Vision-Guided Under-Slab Chemical Injection
A prefabricated, transparent polymer sub-plate is placed over the driven piles to serve as a level construction horizon. An autonomous injection arm connects to pre-manufactured ports across the platform and pumps a fast-curing dual-chemical polymer matrix underneath to eliminate subsurface voids:
Bulk Filler: A low-cost, highly expansive low-density foam is injected first to fill wide geometric gaps between the platform and the natural uneven terrain. It is tinted with a high-visibility yellow colorant.
Structural Enhancer: A high-density, non-expansive structural resin is injected into the primary load-bearing zones beneath the support plates. It is tinted with a deep blue colorant.
An integrated robotic vision system monitors the chemical expansion through the transparent platform in real time. By tracking the boundary flow and mixing density of the yellow and blue colorants, the computer-vision software verifies a 100% void-free fill. The chemicals cure and reach full structural capacity in minutes, after which a high-strength structural steel armor plate is bolted over the assembly as the final tower interface flange.

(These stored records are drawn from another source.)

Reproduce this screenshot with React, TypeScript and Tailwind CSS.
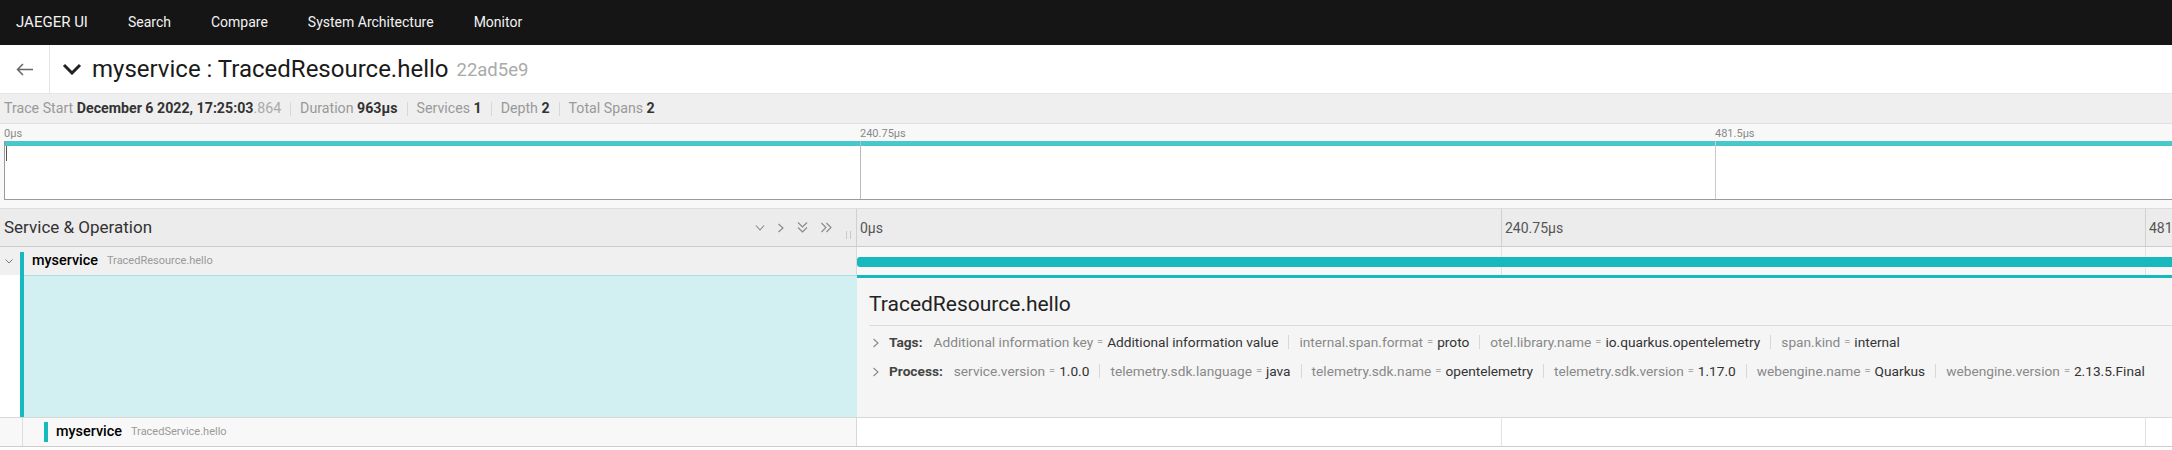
import React from "react";

const navItems = ["Search", "Compare", "System Architecture", "Monitor"];

const tags: [string, string][] = [
  ["Additional information key", "Additional information value"],
  ["internal.span.format", "proto"],
  ["otel.library.name", "io.quarkus.opentelemetry"],
  ["span.kind", "internal"],
];

const process: [string, string][] = [
  ["service.version", "1.0.0"],
  ["telemetry.sdk.language", "java"],
  ["telemetry.sdk.name", "opentelemetry"],
  ["telemetry.sdk.version", "1.17.0"],
  ["webengine.name", "Quarkus"],
  ["webengine.version", "2.13.5.Final"],
];

const Down = ({ className = "" }: { className?: string }) => (
  <svg width="10" height="6" viewBox="0 0 10 6" className={className} fill="none" stroke="currentColor" strokeWidth="1.1">
    <polyline points="1,0.5 5,5 9,0.5" />
  </svg>
);

const Right = ({ className = "" }: { className?: string }) => (
  <svg width="6" height="10" viewBox="0 0 6 10" className={className} fill="none" stroke="currentColor" strokeWidth="1.1">
    <polyline points="0.5,1 5,5 0.5,9" />
  </svg>
);

const DoubleDown = () => (
  <svg width="11" height="11" viewBox="0 0 11 11" fill="none" stroke="currentColor" strokeWidth="1.1">
    <polyline points="1,0.5 5.5,5 10,0.5" />
    <polyline points="1,5.5 5.5,10 10,5.5" />
  </svg>
);

const DoubleRight = () => (
  <svg width="11" height="11" viewBox="0 0 11 11" fill="none" stroke="currentColor" strokeWidth="1.1">
    <polyline points="0.5,1 5,5.5 0.5,10" />
    <polyline points="5.5,1 10,5.5 5.5,10" />
  </svg>
);

const Sep = () => <span className="mx-[9px] h-[14px] border-l border-[#d8d8d8]" />;

function KeyValues({ label, items }: { label: string; items: [string, string][] }) {
  return (
    <div className="flex h-[29px] items-center text-[13.7px]">
      <Right className="text-[#888]" />
      <span className="ml-[10px] font-bold text-[#444]">{label}</span>
      <div className="ml-[11px] flex items-center whitespace-nowrap">
        {items.map(([k, v], i) => (
          <React.Fragment key={k}>
            {i > 0 && <span className="mx-[10px] h-[14px] border-l border-[#d8d8d8]" />}
            <span className="text-[#888]">{k}</span>
            <span className="mx-[4px] text-[11px] text-[#aaa]">=</span>
            <span className="text-[#333]">{v}</span>
          </React.Fragment>
        ))}
      </div>
    </div>
  );
}

function Ticks({ color = "border-[#e2e2e2]" }: { color?: string }) {
  return (
    <>
      <div className={`absolute top-0 bottom-0 left-[644px] border-l ${color}`} />
      <div className={`absolute top-0 bottom-0 left-[1288px] border-l ${color}`} />
    </>
  );
}

export default function App() {
  return (
    <div className="w-[2172px] h-[450px] overflow-hidden bg-white font-[Roboto,sans-serif]">
      {/* top nav */}
      <nav className="flex h-[45px] items-center gap-10 bg-[#151515] pl-4 text-[14px] text-[#f2f2f2]">
        <span className="text-[15px]">JAEGER UI</span>
        {navItems.map((n) => (
          <span key={n}>{n}</span>
        ))}
      </nav>

      {/* trace title */}
      <div className="flex h-[49px] items-center border-b border-[#e6e6e6]">
        <div className="flex h-full w-[50px] items-center justify-center border-r border-[#e6e6e6] text-[#666]">
          <svg width="17" height="13" viewBox="0 0 17 13" fill="none" stroke="currentColor" strokeWidth="1.5">
            <path d="M17 6.5H1.5M7 1L1.5 6.5 7 12" />
          </svg>
        </div>
        <svg width="20" height="12" viewBox="0 0 20 12" className="ml-[12px]" fill="none" stroke="#222" strokeWidth="3">
          <polyline points="2,2 10,10 18,2" />
        </svg>
        <h1 className="ml-[10px] text-[24px] text-[#1a1a1a]">myservice : TracedResource.hello</h1>
        <span className="ml-[8px] mt-[3px] text-[18.5px] text-[#aaa]">22ad5e9</span>
      </div>

      {/* summary */}
      <div className="flex h-[30px] items-center border-b border-[#e0e0e0] bg-[#efefef] px-[4px] text-[14.2px] text-[#999]">
        <span>
          Trace Start <b className="text-[#333]">December 6 2022, 17:25:03</b>
          <span className="text-[#aaa]">.864</span>
        </span>
        <Sep />
        <span>
          Duration <b className="text-[#333]">963μs</b>
        </span>
        <Sep />
        <span>
          Services <b className="text-[#333]">1</b>
        </span>
        <Sep />
        <span>
          Depth <b className="text-[#333]">2</b>
        </span>
        <Sep />
        <span>
          Total Spans <b className="text-[#333]">2</b>
        </span>
      </div>

      {/* minimap */}
      <div className="bg-[#f8f8f8] pb-[8px] pl-[4px]">
        <div className="relative h-[17px] text-[11px] text-[#888]">
          <span className="absolute left-0 top-[2px]">0μs</span>
          <span className="absolute left-[856px] top-[2px]">240.75μs</span>
          <span className="absolute left-[1711px] top-[2px]">481.5μs</span>
        </div>
        <div className="relative h-[59px] border-b border-l border-[#9a9a9a] bg-white">
          <div className="h-[5px] bg-[#48c8cc]" />
          <div className="absolute top-0 bottom-0 left-[855px] border-l border-[#bbb]" />
          <div className="absolute top-0 bottom-0 left-[1710px] border-l border-[#ccc]" />
          <div className="absolute left-[1px] top-[5px] h-[15px] border-l border-[#555]" />
        </div>
      </div>

      {/* column header */}
      <div className="flex h-[39px] border-y border-t-[#dcdcdc] border-b-[#cccccc] bg-[#ececec]">
        <div className="flex w-[857px] items-center border-r border-[#d0d0d0] pl-[4px] pr-[5px]">
          <span className="text-[17px] text-[#333]">Service &amp; Operation</span>
          <div className="ml-auto flex items-center gap-[13px] text-[#888]">
            <Down />
            <Right />
            <DoubleDown />
            <DoubleRight />
          </div>
          <div className="ml-[14px] mt-[15px] flex h-[8px] gap-[3px]">
            <span className="border-l border-[#c8c8c8]" />
            <span className="border-l border-[#c8c8c8]" />
          </div>
        </div>
        <div className="relative flex-1 text-[14px] text-[#555]">
          <Ticks color="border-[#d0d0d0]" />
          <span className="absolute left-[3px] top-[9px]">0μs</span>
          <span className="absolute left-[648px] top-[9px]">240.75μs</span>
          <span className="absolute left-[1292px] top-[9px]">481.5μs</span>
        </div>
      </div>

      {/* span row 1 */}
      <div className="flex h-[28px]">
        <div className="flex w-[857px] items-stretch border-r border-[#d8d8d8] bg-[#f0f0f0]">
          <div className="flex w-[20px] items-center pl-[5px] text-[#777]">
            <svg width="8" height="5" viewBox="0 0 8 5" fill="none" stroke="currentColor" strokeWidth="1">
              <polyline points="0.5,0.5 4,4 7.5,0.5" />
            </svg>
          </div>
          <div className="mt-[5px] w-[4px] bg-[#17b8be]" />
          <div className="flex items-center pl-[8px]">
            <span className="text-[14.4px] font-medium text-black">myservice</span>
            <span className="ml-[9px] text-[11px] text-[#999]">TracedResource.hello</span>
          </div>
        </div>
        <div className="relative flex-1 bg-[#f8f8f8]">
          <Ticks />
          <div className="absolute left-0 right-0 top-[10px] h-[10px] rounded-l-[3px] bg-[#17b8be]" />
        </div>
      </div>

      {/* span detail */}
      <div className="flex h-[143px] border-b border-[#d8d8d8]">
        <div className="flex w-[857px]">
          <div className="w-[20px] bg-white" />
          <div className="w-[4px] bg-[#17b8be]" />
          <div className="flex-1 border-t border-[#a9dfe2] bg-[#d2f0f2]" />
        </div>
        <div className="flex-1 border-t-[3px] border-[#17b8be] bg-[#f5f5f5] pl-[12px] pt-[14px]">
          <div className="border-b border-[#dcdcdc] pb-[9px] text-[21px] leading-[24px] text-[#222]">
            TracedResource.hello
          </div>
          <div className="pl-[4px] pt-[2px]">
            <KeyValues label="Tags:" items={tags} />
            <KeyValues label="Process:" items={process} />
          </div>
        </div>
      </div>

      {/* span row 2 */}
      <div className="flex h-[29px] border-b border-[#cccccc]">
        <div className="flex w-[857px] items-stretch border-r border-[#d8d8d8] bg-[#f8f8f8]">
          <div className="w-[23px] border-r border-[#dddddd]" />
          <div className="flex items-center pl-[21px]">
            <span className="h-[20px] w-[4px] bg-[#17b8be]" />
            <span className="ml-[8px] text-[14.4px] font-medium text-black">myservice</span>
            <span className="ml-[9px] text-[11px] text-[#999]">TracedService.hello</span>
          </div>
        </div>
        <div className="relative flex-1 bg-white">
          <Ticks />
        </div>
      </div>
    </div>
  );
}
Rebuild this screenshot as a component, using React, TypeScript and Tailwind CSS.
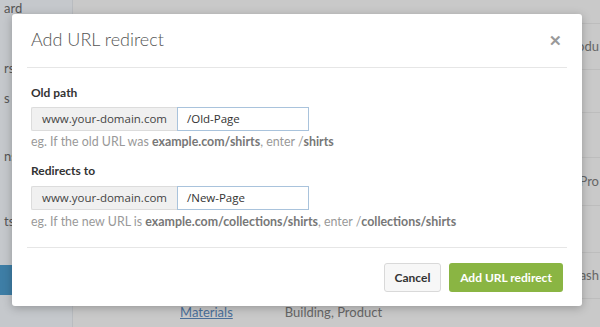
import React from 'react';

const rows = [
  { h: 'h-[46px]', right: 'odu' },
  { h: 'h-[43px]', right: '' },
  { h: 'h-[45px]', right: '' },
  { h: 'h-[48px]', right: 'Pro' },
  { h: 'h-[47px]', right: '' },
  { h: 'h-[46px]', right: 'ash' },
];

const UrlField: React.FC<{ value: string }> = ({ value }) => (
  <div className="flex h-[24px] text-[11.5px] text-[#444]" style={{ fontFamily: '"Open Sans", sans-serif' }}>
    <div className="w-[146px] flex items-center justify-center bg-[#f0f0f0] border border-[#dcdcdc] border-r-0 rounded-l-[2px]">
      www.your-domain.com
    </div>
    <div className="w-[132px] flex items-center px-[9px] bg-white border border-[#a9c3dc] text-[#333]">
      {value}
    </div>
  </div>
);

export default function App() {
  return (
    <div className="relative w-[600px] h-[327px] overflow-hidden bg-[#c9c9c9] text-[#666]" style={{ fontFamily: 'Lato, "Open Sans", sans-serif' }}>
      <div className="flex h-full">
        {/* sidebar */}
        <div className="w-[73px] shrink-0 bg-[#c5c8cc] border-r border-[#b9bcc0] flex flex-col text-[13px] text-[#555]">
          <div className="h-[16px] leading-[16px] pl-[4px]">ard</div>
          <div className="h-[38px]" />
          <div className="h-[30px] pl-[4px] flex items-center">rs</div>
          <div className="h-[30px] pl-[4px] flex items-center">s</div>
          <div className="h-[28px]" />
          <div className="h-[30px] pl-[4px] flex items-center">ns</div>
          <div className="h-[35px]" />
          <div className="h-[30px] pl-[4px] flex items-center">ts</div>
          <div className="h-[28px]" />
          <div className="h-[30px] bg-[#3e7ea6]" />
        </div>
        {/* main table */}
        <div className="flex-1 flex flex-col text-[13px] text-[#666]">
          <div className="h-[24px] shrink-0 border-b border-[#bdbdbd]" />
          {rows.map((r, i) => (
            <div key={i} className={`${r.h} shrink-0 border-b border-[#bdbdbd] flex items-center justify-end pr-[1px]`}>
              {r.right}
            </div>
          ))}
          <div className="flex items-center h-[30px] text-[13px]">
            <span className="ml-[107px] text-[#4a6f9a] underline">Materials</span>
            <span className="ml-[52px] text-[#666]">Building, Product</span>
          </div>
        </div>
      </div>

      {/* modal */}
      <div className="absolute left-[12px] top-[14px] w-[570px] h-[292px] bg-white rounded-[3px] shadow-[0_2px_10px_rgba(0,0,0,0.25)] flex flex-col">
        <div className="mx-[15px] h-[54px] border-b border-[#e6e6e6] flex items-center justify-between pl-[4px] pr-[5px]">
          <span className="text-[18px] font-light text-[#555] mt-[-2px]">Add URL redirect</span>
          <span className="text-[15px] font-bold text-[#999] leading-none">&#x2715;</span>
        </div>
        <div className="px-[19px] pt-[17px] flex flex-col">
          <div className="h-[16px] leading-[16px] text-[12px] font-bold text-[#333]">Old path</div>
          <div className="mt-[6px]"><UrlField value="/Old-Page" /></div>
          <div className="mt-[4px] h-[14px] leading-[14px] text-[12.4px] text-[#999] whitespace-nowrap">
            eg. If the old URL was <b className="text-[#777]">example.com/shirts</b>, enter /<b className="text-[#777]">shirts</b>
          </div>
          <div className="mt-[14px] h-[16px] leading-[16px] text-[12px] font-bold text-[#333]">Redirects to</div>
          <div className="mt-[7px]"><UrlField value="/New-Page" /></div>
          <div className="mt-[5px] h-[14px] leading-[14px] text-[12.4px] text-[#999] whitespace-nowrap">
            eg. If the new URL is <b className="text-[#777]">example.com/collections/shirts</b>, enter /<b className="text-[#777]">collections/shirts</b>
          </div>
        </div>
        <div className="mx-[15px] mt-[18px] border-b border-[#e6e6e6]" />
        <div className="flex justify-end gap-[8px] pr-[19px] pt-[15px]">
          <button className="h-[29px] w-[57px] bg-[#f7f7f7] border border-[#d9d9d9] rounded-[3px] text-[12px] font-bold text-[#333]">Cancel</button>
          <button className="h-[29px] w-[114px] bg-[#8ab543] rounded-[3px] text-[12px] font-bold text-white">Add URL redirect</button>
        </div>
      </div>
    </div>
  );
}
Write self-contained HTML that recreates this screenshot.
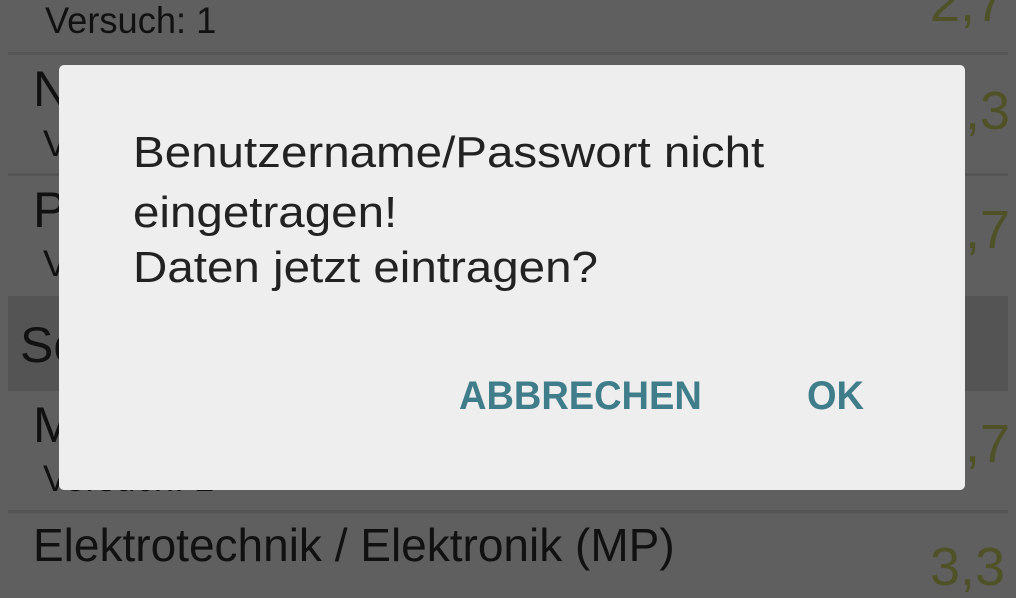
<!DOCTYPE html>
<html><head><meta charset="utf-8"><style>
html,body{margin:0;padding:0;width:1016px;height:570px;overflow:hidden;background:#5f5f5f;font-family:"Liberation Sans",sans-serif;}
.a{position:absolute;white-space:nowrap;transform-origin:0 0;}
.div{position:absolute;left:8px;right:8px;height:3px;background:#555;}
.t{color:#111;}
.g{color:#4f5226;font-size:54px;}
#dlg{position:absolute;left:59px;top:65px;width:906px;height:425px;background:#eeeeee;border-radius:5px;}
.m{color:#222;font-size:44px;transform:scaleX(1.08);}
.b{color:#3f7d8a;font-size:40px;font-weight:bold;transform:scaleX(0.95);}
</style></head><body>
<div class="a t" style="left:45px;top:0px;font-size:37px;transform:scaleX(0.98)">Versuch: 1</div>
<div class="a g" style="left:930px;top:-28px">2,7</div>
<div class="div" style="top:52px"></div>
<div class="a t" style="left:33px;top:60px;font-size:50px">N</div>
<div class="a t" style="left:43px;top:123px;font-size:37px">V</div>
<div class="a g" style="left:935px;top:80px">2,3</div>
<div class="div" style="top:173px"></div>
<div class="a t" style="left:33px;top:181px;font-size:50px">P</div>
<div class="a t" style="left:43px;top:243px;font-size:37px">V</div>
<div class="a g" style="left:935px;top:199px">1,7</div>
<div style="position:absolute;left:8px;right:8px;top:296px;height:95px;background:#545454"></div>
<div class="a t" style="left:20px;top:316px;font-size:50px">Sc</div>
<div class="a t" style="left:33px;top:396px;font-size:50px">M</div>
<div class="a t" style="left:43px;top:458px;font-size:37px;transform:scaleX(0.98)">Versuch: 1</div>
<div class="a g" style="left:935px;top:413px">1,7</div>
<div class="div" style="top:510px"></div>
<div class="a t" style="left:33px;top:518px;font-size:46px">Elektrotechnik / Elektronik (MP)</div>
<div class="a g" style="left:930px;top:536px">3,3</div>
<div id="dlg"></div>
<div class="a m" style="left:133px;top:128px">Benutzername/Passwort nicht</div>
<div class="a m" style="left:133px;top:188px">eingetragen!</div>
<div class="a m" style="left:133px;top:243px">Daten jetzt eintragen?</div>
<div class="a b" style="left:459px;top:374px">ABBRECHEN</div>
<div class="a b" style="left:807px;top:374px">OK</div>
</body></html>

Self-Bootstrapping Power Loop
The modular sodium-ion battery blocks are delivered from the factory pre-charged. Immediately after the metal grillage base is secured, the batteries are slotted into their underground racks and turned online to establish a localized clean microgrid. All subsequent assembly equipment—including high-torque bolt tensioners, electric cranes, and robotic arms—pulls power directly from this internal foundation energy bank. This eliminates the need for on-site diesel generators or early grid line extensions, allowing for fully autonomous, zero-emission site construction and complete electromechanical turbine commissioning before the main grid export connection is established.